Descriptive Functions: Users can call the item.response.table function to obtain a cross-tabulation of the positive and negative responses for each combination of items, or the marginal.table function to obtain a cross-tabulation of only the positive responses.

Functions to Test for Marginal Independence: Methods proposed by Agresti and Liu (1999), Bilder and Loughin (2004), Bilder, Loughin, and Nettleton (2000), and Thomas and Decady (2004) are implemented using the MI.test function. This function calculates a modified Pearson chi-square statistic that can be used to test for multiple marginal independence (MMI; one MRCV case) or simultaneous pairwise marginal independence (SPMI; two MRCV case). MMI is a test of whether the SRCV, W, is marginally independent of each Yj, where the modified statistic is the sum of the J Pearson statistics used to test for independence of each (W, Yj) pair. SPMI is a test of whether each Wi is pairwise independent of each Yj, where the modified statistic is the sum of the IxJ Pearson statistics used to test for independence of each (Wi, Yj) pair. The asymptotic distribution of the modified statistics is a linear combination of independent chi-square(1) random variables, so traditional methods for analyzing the association between categorical variables W and Y are inappropriate. The MI.test function offers three sets of testing methods: a nonparametric bootstrap approach, a Rao-Scott second-order adjustment, and a Bonferroni adjustment, that can be used in conjunction with the modified statistic to construct an appropriate test for independence.

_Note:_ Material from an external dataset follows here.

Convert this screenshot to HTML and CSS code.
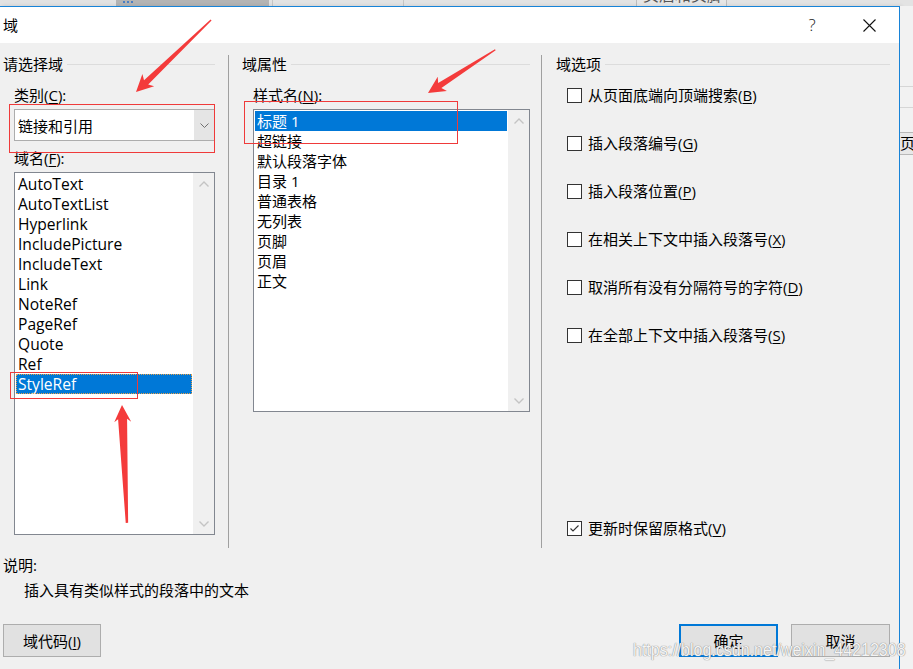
FILE: index.html
```html
<!DOCTYPE html>
<html lang="zh-CN">
<head>
<meta charset="utf-8">
<title>域</title>
<link rel="stylesheet" href="styles.css">
</head>
<body>
<div class="screen">
  <div class="bgtop">
    <div class="seg seg-a"></div>
    <div class="seg seg-dark"><span class="ico"></span></div>
    <div class="seg seg-b"></div>
    <div class="seg seg-c"></div>
    <div class="seg seg-d"></div>
    <div class="seg seg-box"><span>页眉和页脚</span></div>
    <div class="seg seg-e"></div>
  </div>
  <div class="main">
    <div class="dialog">
      <div class="titlebar">
        <div class="title">域</div>
        <div class="tb-btn tb-help">?</div>
        <div class="tb-btn tb-close">
          <svg width="13" height="13" viewBox="0 0 13 13"><path d="M0.5 0.5 L12.5 12.5 M12.5 0.5 L0.5 12.5" stroke="#111" stroke-width="1.1" fill="none"/></svg>
        </div>
      </div>
      <div class="dbody">
        <div class="columns">
          <div class="col col1">
            <div class="ghead"><span>请选择域</span><span class="line"></span></div>
            <div class="inner">
              <div class="lbl">类别(<u>C</u>):</div>
              <div class="combo">
                <div class="val">链接和引用</div>
                <div class="drop"><svg width="9" height="5" viewBox="0 0 9 5"><path d="M0.5 0.5 L4.5 4.5 L8.5 0.5" stroke="#707070" stroke-width="1" fill="none"/></svg></div>
              </div>
              <div class="lbl lbl2">域名(<u>F</u>):</div>
              <div class="listbox list1">
                <div class="items">
                  <div class="item">AutoText</div>
                  <div class="item">AutoTextList</div>
                  <div class="item">Hyperlink</div>
                  <div class="item">IncludePicture</div>
                  <div class="item">IncludeText</div>
                  <div class="item">Link</div>
                  <div class="item">NoteRef</div>
                  <div class="item">PageRef</div>
                  <div class="item">Quote</div>
                  <div class="item">Ref</div>
                  <div class="item sel focus">StyleRef</div>
                </div>
                <div class="sb">
                  <div class="arr"><svg width="10" height="6" viewBox="0 0 10 6"><path d="M0.5 5.5 L5 1 L9.5 5.5" stroke="#c4c4c4" stroke-width="1.4" fill="none"/></svg></div>
                  <div class="arr"><svg width="10" height="6" viewBox="0 0 10 6"><path d="M0.5 0.5 L5 5 L9.5 0.5" stroke="#c4c4c4" stroke-width="1.4" fill="none"/></svg></div>
                </div>
              </div>
            </div>
          </div>
          <div class="sep sep1"></div>
          <div class="col col2">
            <div class="ghead"><span>域属性</span><span class="line"></span></div>
            <div class="inner">
              <div class="lbl">样式名(<u>N</u>):</div>
              <div class="listbox list2">
                <div class="items">
                  <div class="item sel">标题 1</div>
                  <div class="item">超链接</div>
                  <div class="item">默认段落字体</div>
                  <div class="item">目录 1</div>
                  <div class="item">普通表格</div>
                  <div class="item">无列表</div>
                  <div class="item">页脚</div>
                  <div class="item">页眉</div>
                  <div class="item">正文</div>
                </div>
                <div class="sb">
                  <div class="arr"><svg width="10" height="6" viewBox="0 0 10 6"><path d="M0.5 5.5 L5 1 L9.5 5.5" stroke="#c4c4c4" stroke-width="1.4" fill="none"/></svg></div>
                  <div class="arr"><svg width="10" height="6" viewBox="0 0 10 6"><path d="M0.5 0.5 L5 5 L9.5 0.5" stroke="#c4c4c4" stroke-width="1.4" fill="none"/></svg></div>
                </div>
              </div>
            </div>
          </div>
          <div class="sep sep2"></div>
          <div class="col col3">
            <div class="ghead"><span>域选项</span><span class="line"></span></div>
            <div class="inner">
              <div class="chk first"><span class="box"></span><span>从页面底端向顶端搜索(<u>B</u>)</span></div>
              <div class="chk"><span class="box"></span><span>插入段落编号(<u>G</u>)</span></div>
              <div class="chk"><span class="box"></span><span>插入段落位置(<u>P</u>)</span></div>
              <div class="chk"><span class="box"></span><span>在相关上下文中插入段落号(<u>X</u>)</span></div>
              <div class="chk"><span class="box"></span><span>取消所有没有分隔符号的字符(<u>D</u>)</span></div>
              <div class="chk"><span class="box"></span><span>在全部上下文中插入段落号(<u>S</u>)</span></div>
              <div class="chk last"><span class="box"><svg width="13" height="13" viewBox="0 0 13 13"><path d="M2.5 6.5 L5 9 L10.5 3.5" stroke="#333" stroke-width="1.1" fill="none"/></svg></span><span>更新时保留原格式(<u>V</u>)</span></div>
            </div>
          </div>
        </div>
        <div class="desc-lbl">说明:</div>
        <div class="desc">插入具有类似样式的段落中的文本</div>
        <div class="btnrow">
          <div class="btn">域代码(<u>I</u>)</div>
          <div class="btn btn-ok">确定</div>
          <div class="btn btn-cancel">取消</div>
        </div>
      </div>
    </div>
    <div class="bgright">
      <div class="r1"></div>
      <div class="r2"></div>
      <div class="r3"><span>页</span></div>
      <div class="r4"></div>
    </div>
  </div>

  <svg class="annot" width="913" height="669" viewBox="0 0 913 669">
    <g fill="none" stroke="#ef3a3a" stroke-width="1">
      <rect x="9.5" y="104.5" width="205" height="48"/>
      <rect x="244.5" y="101.5" width="213" height="42"/>
      <rect x="10.5" y="372.5" width="127" height="26"/>
    </g>
    <g fill="#f43b3b">
      <polygon transform="translate(136 92) rotate(136.2)" points="-104,-0.7 -14,-3 -17,-8.5 0,0 -17,8.5 -14,3 -104,0.7"/>
      <polygon transform="translate(428 93) rotate(147.3)" points="-80,-0.7 -14,-3 -17,-8.5 0,0 -17,8.5 -14,3 -80,0.7"/>
      <polygon transform="translate(122 405) rotate(-92.4)" points="-118,-1.2 -14,-4.5 -17,-8.5 0,0 -17,8.5 -14,4.5 -118,1.2"/>
    </g>
  </svg>
  <div class="watermark">https://blog.csdn.net/weixin_44212308</div>
</div>
</body>
</html>
```
FILE: styles.css
```css
* { box-sizing: border-box; }
body {
  margin: 0;
  font-family: "Open Sans", "Noto Sans CJK SC", sans-serif;
  font-size: 15px;
  line-height: 20px;
  color: #000;
}
u { text-underline-offset: 2px; text-decoration-thickness: 1px; }
.screen {
  position: relative;
  width: 913px;
  height: 669px;
  overflow: hidden;
  background: #ececec;
}

/* background application strip */
.bgtop { display: flex; height: 6px; background: #e3e3e3; }
.seg { height: 6px; }
.seg-a { width: 116px; background: #e2e2e2; }
.seg-dark { width: 153px; background: #b4b4b4; display: flex; padding-left: 7px; }
.seg-dark .ico { width: 10px; height: 2px; margin-top: 1px; border-top: 2px dotted #4a7fc4; }
.seg-b { width: 4px; background: #e2e2e2; border-right: 1px solid #c6c6c6; }
.seg-c { width: 131px; background: #e3e3e3; border-right: 1px solid #c6c6c6; }
.seg-d { width: 232px; background: #e3e3e3; }
.seg-box { width: 91px; background: #e6e6e6; border-left: 1px solid #bdbdbd; border-right: 1px solid #bdbdbd; overflow: hidden; padding-left: 6px; }
.seg-box span { display: block; margin-top: -15px; font-size: 16px; color: #555; }
.seg-e { flex: 1; background: #e3e3e3; }

.main { display: flex; height: 663px; }

/* dialog */
.dialog {
  width: 900px;
  border-top: 1px solid #1883d7;
  border-right: 1px solid #1883d7;
  background: #f0f0f0;
  display: flex;
  flex-direction: column;
  box-shadow: 2px 0 4px rgba(0, 0, 0, 0.12);
}
.titlebar {
  height: 36px;
  flex: none;
  background: #fff;
  display: flex;
  align-items: center;
  padding-left: 3px;
  padding-right: 7px;
}
.title { flex: 1; }
.tb-btn { width: 46px; height: 36px; display: flex; align-items: center; justify-content: center; }
.tb-help { margin-right: 11px; font-size: 17px; font-weight: 300; color: #222; }

.dbody { flex: 1; display: flex; flex-direction: column; padding-left: 3px; padding-right: 9px; }
.columns { display: flex; margin-top: 11px; height: 494px; }
.col1 { width: 212px; }
.col2 { width: 288px; margin-left: 13px; }
.col3 { width: 334px; margin-left: 14px; }
.sep { width: 1px; background: #a0a0a0; margin-top: 1px; }
.sep1 { margin-left: 13px; }
.sep2 { margin-left: 11px; }

.ghead { display: flex; align-items: center; height: 20px; }
.ghead .line { flex: 1; height: 1px; background: #dcdcdc; margin-left: 4px; }
.inner { padding-left: 11px; }

.lbl { margin-top: 11px; height: 20px; }
.lbl2 { margin-top: 7px; }

.combo {
  margin-top: 4px;
  width: 201px;
  height: 32px;
  border: 1px solid #adadad;
  background: #fff;
  display: flex;
}
.combo .val { flex: 1; padding-left: 3px; display: flex; align-items: center; padding-top: 1px; }
.combo .drop { width: 20px; background: #e5e5e5; display: flex; align-items: center; justify-content: center; }

.listbox { border: 1px solid #828790; background: #fff; display: flex; margin-top: 4px; }
.list1 { width: 201px; height: 363px; }
.list2 { width: 277px; height: 303px; }
.items { flex: 1; padding: 1px; overflow: hidden; }
.item { height: 20px; padding-left: 2px; white-space: nowrap; }
.list1 .item { font-size: 15.6px; }
.item.sel { background: #0078d7; color: #fff; }
.item.focus { outline: 1px dotted #e9a24a; outline-offset: -1px; }
.sb { width: 21px; background: #f0f0f0; display: flex; flex-direction: column; justify-content: space-between; }
.sb .arr { height: 21px; display: flex; align-items: center; justify-content: center; }

.chk { display: flex; align-items: center; height: 20px; margin-top: 28px; white-space: nowrap; }
.chk.first { margin-top: 11px; }
.chk.last { margin-top: 173px; }
.box {
  width: 15px;
  height: 15px;
  border: 1px solid #333;
  background: #fff;
  margin-right: 6px;
  display: flex;
}

.desc-lbl { margin-top: 7px; height: 20px; }
.desc { margin-top: 5px; padding-left: 21px; height: 20px; }

.btnrow { margin-top: 24px; display: flex; }
.btn {
  width: 98px;
  height: 33px;
  border: 1px solid #adadad;
  background: #e1e1e1;
  display: flex;
  align-items: center;
  justify-content: center;
}
.btn-ok { margin-left: auto; width: 99px; border: 2px solid #0078d7; }
.btn-cancel { margin-left: 13px; width: 99px; }

/* background app on the right */
.bgright { flex: 1; display: flex; flex-direction: column; background: #f2f2f2; overflow: hidden; }
.bgright .r1 { height: 81px; border-bottom: 1px solid #d6d6d6; }
.bgright .r2 { height: 21px; border-bottom: 1px solid #d6d6d6; }
.bgright .r3 { height: 23px; margin-top: 24px; background: #e8e8e8; border-top: 1px solid #b8b8b8; border-bottom: 1px solid #b8b8b8; font-size: 15px; line-height: 21px; white-space: nowrap; }
.bgright .r4 { flex: 1; }

/* overlays */
.annot { position: absolute; left: 0; top: 0; pointer-events: none; }
.watermark {
  position: absolute;
  left: 633px;
  top: 639px;
  font-family: "Liberation Sans", sans-serif;
  font-size: 18px;
  line-height: 22px;
  white-space: nowrap;
  color: rgba(255, 255, 255, 0.92);
  text-shadow: 0 0 1px #8c8c8c, 0 0 1px #8c8c8c;
  transform: scaleX(0.89);
  transform-origin: left top;
}
```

Functions for Performing Regression Modeling: Regression modeling methods described by Bilder and Loughin (2007) are implemented using genloglin and methods summary.genloglin, residuals.genloglin, anova.genloglin, and predict.genloglin. The genloglin function provides parameter estimates and Rao-Scott adjusted standard errors for models involving two or three MRCVs. The anova.genloglin function offers second-order Rao-Scott and bootstrap adjusted model comparison and goodness-of-fit (Pearson and LRT) statistics. The residuals.genloglin and predict.genloglin functions provide bootstrap- and asymptotic-based standardized Pearson residuals and model-based odds ratios, respectively.

General Notes: Rao-Scott adjustments may not be feasible when the total number of MRCV items is large. In this case, an error message will be returned describing a memory allocation issue.

References

Agresti, A. and Liu, I.-M. (1999) Modeling a categorical variable allowing arbitrarily many category choices. Biometrics, 55, 936--943.

Bilder, C. and Loughin, T. (2004) Testing for marginal independence between two categorical variables with multiple responses. Biometrics, 36, 433--451.

Bilder, C. and Loughin, T. (2007) Modeling association between two or more categorical variables that allow for multiple category choices. Communications in Statistics--Theory and Methods, 36, 433--451.

Bilder, C., Loughin, T., and Nettleton, D. (2000) Multiple marginal independence testing for pick any/c variables. Communications in Statistics--Theory and Methods, 29, 1285--1316.

Thomas, D. and Decady, Y. (2004) Testing for association using multiple response survey data: Approximate procedures based on the Rao-Scott approach. International Journal of Testing, 4, 43--59.